My kids were also expected to take up their share of household duties, and no way would I have done it for them and then made them pay for it. Heck if they didn't want to grocery shop or cook they didn't eat, their dirty laundry could pile to the sky, and their rooms could have giant dust bunnies devouring the furniture and it would be their problem, not mine. Sort of a preview of what they would face once they were on their own.

Ultimately it does come down to "I'm the parent and your still living in my house" kind of thing, but I've never been a huge fan of the "because I say so" approach. I always felt like whenever possible kids should know the reasoning behind why certain behaviors are expected.
 
Old 12-27-2010, 08:42 AM
 
2,596 posts, read 4,638,950 times
Reputation: 3949
If the son decides to go out and live in the dorms, then he either follows the dorm rules or he deals with the consequences of breaking them. Now, whether or not they're strictly enforced is up to the dorm--he takes his chances as surely as the rest of the kids.

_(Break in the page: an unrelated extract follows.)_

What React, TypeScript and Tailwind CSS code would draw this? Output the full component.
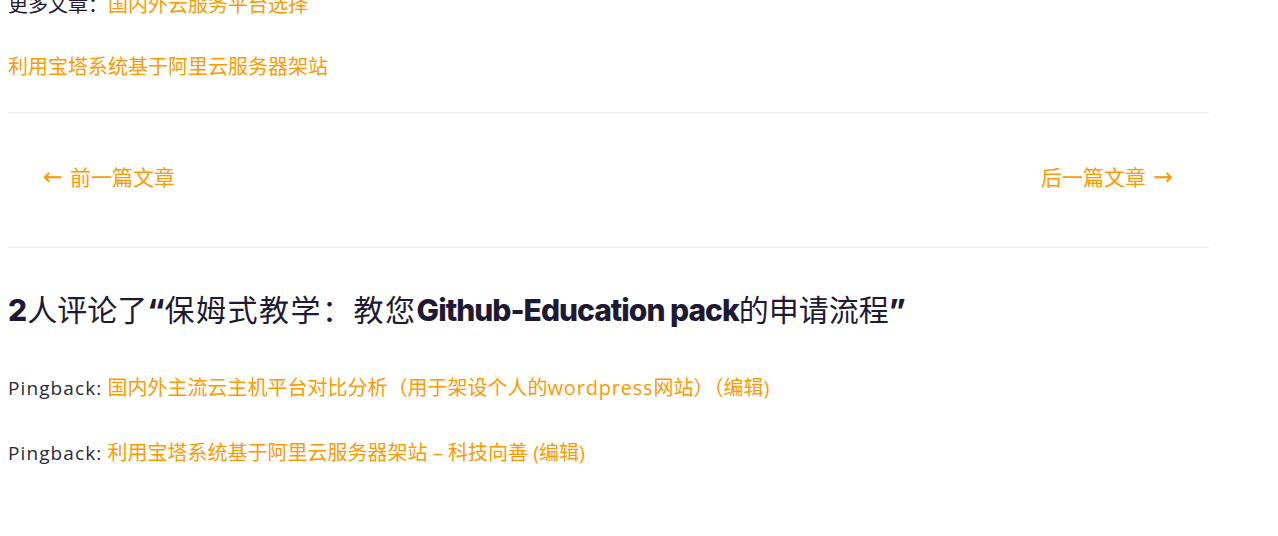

All in all, whether we make the issue about disrespect, a child mooching off his parents, or premarital sex, it sounds like it's high time for this young man to be out on his own, responsible for himself and his own decisions. It seems like the crux of the matter is that he is seeking to behave like a full-fledged adult in some ways (wanting to make his own rules) while wanting the same privileges a child enjoys (free room and board without having to really contribute in an age appropriate way or following the household rules.)

Like it or not, the person who owns the house gets to set the rules, whether it's a landlord saying "no pets" or a parent setting rules and a curfew. If the son wants more freedom, he needs to put his money where his mouth is by getting a job, paying for his own place and enjoying that freedom.